Task. Wherever a line holds the string "styles", copy that line.
::::
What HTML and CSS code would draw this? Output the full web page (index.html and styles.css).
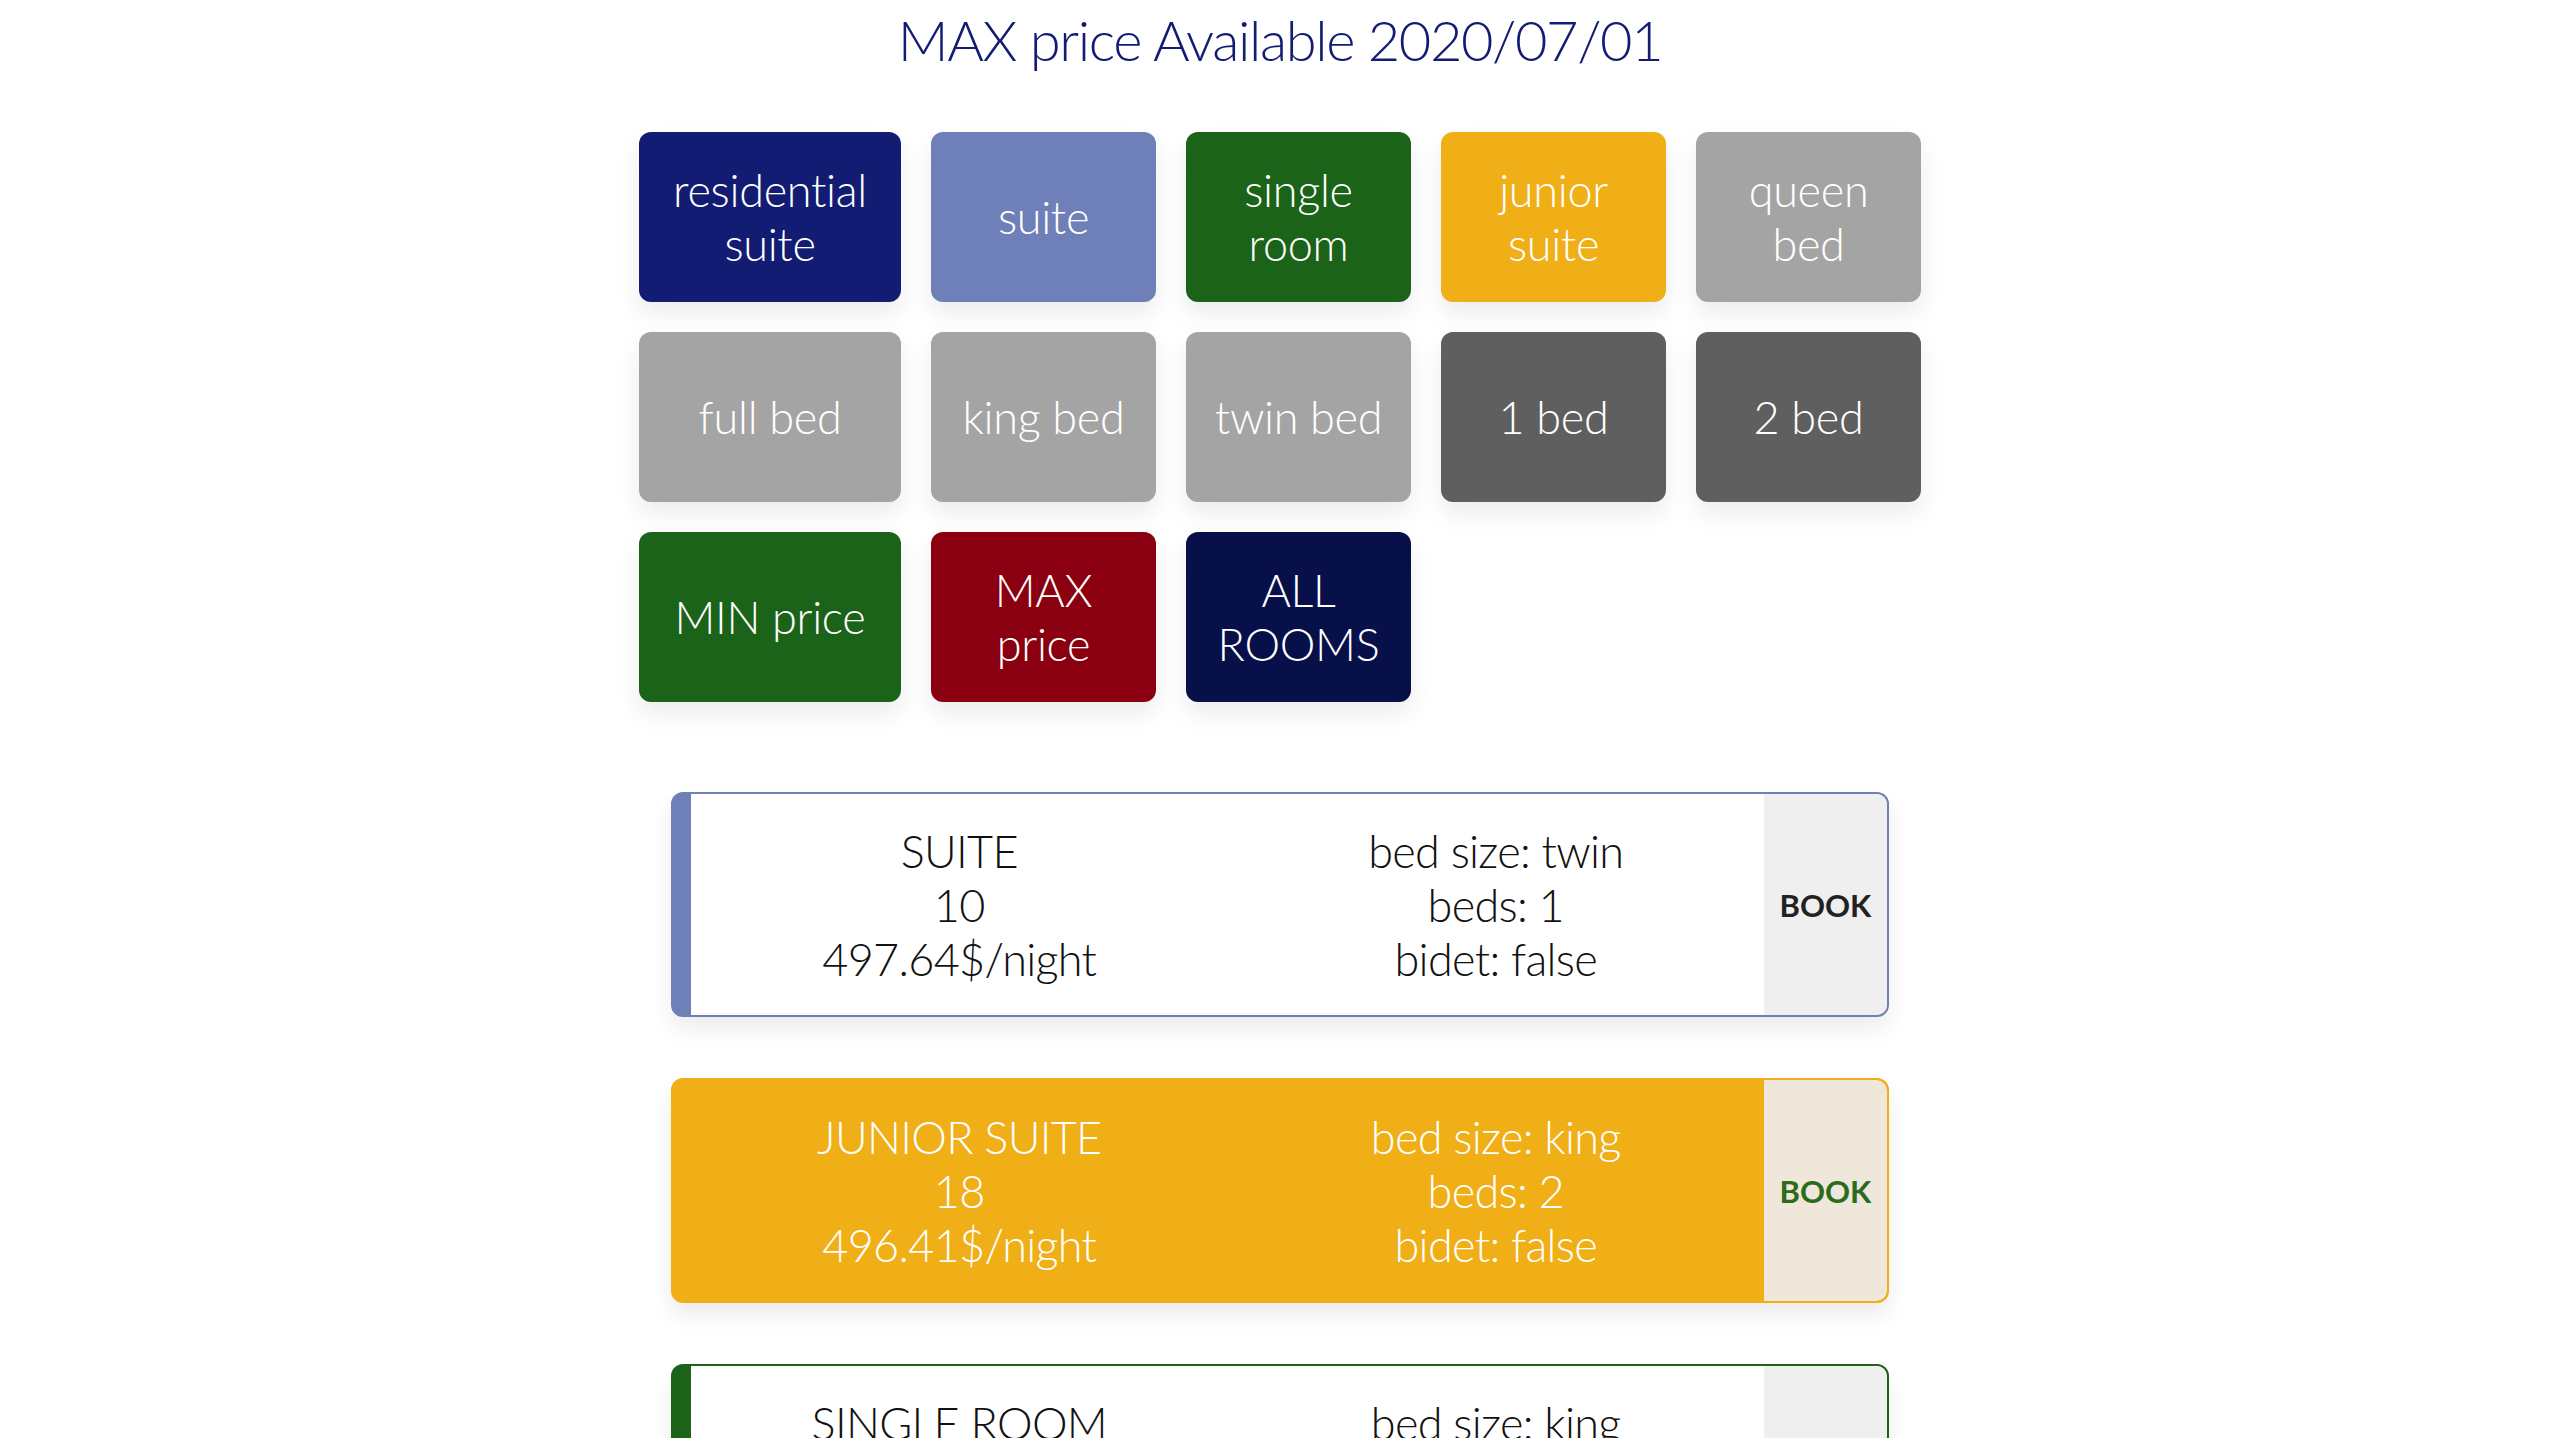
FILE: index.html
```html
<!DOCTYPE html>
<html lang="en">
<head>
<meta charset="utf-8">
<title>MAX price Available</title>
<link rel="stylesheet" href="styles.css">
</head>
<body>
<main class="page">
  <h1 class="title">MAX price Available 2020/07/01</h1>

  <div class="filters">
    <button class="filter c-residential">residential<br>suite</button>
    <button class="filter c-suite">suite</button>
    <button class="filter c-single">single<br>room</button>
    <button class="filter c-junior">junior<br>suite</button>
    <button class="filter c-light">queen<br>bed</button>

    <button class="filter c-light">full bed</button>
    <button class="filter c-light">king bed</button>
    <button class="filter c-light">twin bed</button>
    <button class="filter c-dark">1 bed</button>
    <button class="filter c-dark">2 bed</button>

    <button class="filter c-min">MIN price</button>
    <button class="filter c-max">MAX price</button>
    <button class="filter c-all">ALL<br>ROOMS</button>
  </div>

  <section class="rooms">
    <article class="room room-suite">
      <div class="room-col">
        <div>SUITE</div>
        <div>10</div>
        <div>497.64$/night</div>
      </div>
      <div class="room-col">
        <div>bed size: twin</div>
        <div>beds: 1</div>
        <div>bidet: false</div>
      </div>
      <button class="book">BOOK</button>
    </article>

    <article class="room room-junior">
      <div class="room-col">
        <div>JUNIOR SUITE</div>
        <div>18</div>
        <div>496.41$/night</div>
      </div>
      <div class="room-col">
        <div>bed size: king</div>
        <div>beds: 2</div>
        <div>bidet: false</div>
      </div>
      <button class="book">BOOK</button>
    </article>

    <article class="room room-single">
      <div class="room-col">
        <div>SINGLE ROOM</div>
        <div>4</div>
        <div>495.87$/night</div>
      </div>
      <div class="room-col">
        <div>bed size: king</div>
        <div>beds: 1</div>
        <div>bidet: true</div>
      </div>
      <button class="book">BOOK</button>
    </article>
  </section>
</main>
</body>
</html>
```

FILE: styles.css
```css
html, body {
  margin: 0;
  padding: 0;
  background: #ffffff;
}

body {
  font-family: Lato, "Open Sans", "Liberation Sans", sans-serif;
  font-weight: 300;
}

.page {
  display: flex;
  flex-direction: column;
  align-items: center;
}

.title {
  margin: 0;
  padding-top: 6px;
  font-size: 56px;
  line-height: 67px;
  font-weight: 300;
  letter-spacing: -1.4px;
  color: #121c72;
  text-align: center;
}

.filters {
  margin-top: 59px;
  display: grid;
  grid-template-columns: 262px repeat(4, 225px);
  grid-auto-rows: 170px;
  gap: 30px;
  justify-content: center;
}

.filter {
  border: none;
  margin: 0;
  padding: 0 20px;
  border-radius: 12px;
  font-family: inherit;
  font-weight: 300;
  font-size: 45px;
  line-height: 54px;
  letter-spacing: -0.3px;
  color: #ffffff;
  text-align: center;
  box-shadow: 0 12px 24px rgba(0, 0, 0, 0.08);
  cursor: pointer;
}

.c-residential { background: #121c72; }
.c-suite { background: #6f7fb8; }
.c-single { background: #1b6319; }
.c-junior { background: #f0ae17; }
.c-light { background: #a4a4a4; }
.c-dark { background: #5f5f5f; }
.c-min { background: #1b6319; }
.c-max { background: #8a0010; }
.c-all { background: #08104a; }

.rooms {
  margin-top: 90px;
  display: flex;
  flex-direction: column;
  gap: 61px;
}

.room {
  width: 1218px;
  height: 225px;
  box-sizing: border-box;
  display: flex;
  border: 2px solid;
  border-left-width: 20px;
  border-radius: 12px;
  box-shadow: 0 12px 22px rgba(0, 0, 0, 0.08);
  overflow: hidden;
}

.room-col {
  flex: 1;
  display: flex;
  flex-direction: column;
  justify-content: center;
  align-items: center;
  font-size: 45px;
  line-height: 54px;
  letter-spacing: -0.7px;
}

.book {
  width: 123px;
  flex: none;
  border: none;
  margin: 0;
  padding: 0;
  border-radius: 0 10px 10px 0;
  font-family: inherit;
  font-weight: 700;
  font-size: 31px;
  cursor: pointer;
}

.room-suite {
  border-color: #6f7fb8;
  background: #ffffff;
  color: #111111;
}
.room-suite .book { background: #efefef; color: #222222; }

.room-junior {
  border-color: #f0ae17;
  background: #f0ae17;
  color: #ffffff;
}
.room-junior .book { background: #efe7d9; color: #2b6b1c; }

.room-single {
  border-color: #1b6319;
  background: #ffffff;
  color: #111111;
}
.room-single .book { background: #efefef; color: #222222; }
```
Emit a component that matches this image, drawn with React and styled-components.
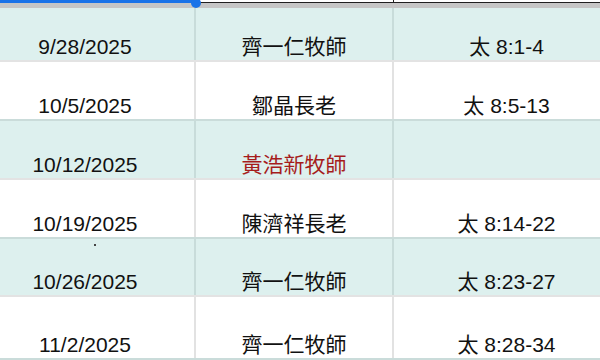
::::
Finished exercise.
What HTML and CSS code would draw this? Output the full web page (index.html and styles.css).
<link rel="stylesheet" href="styles.css">
FILE: styles.css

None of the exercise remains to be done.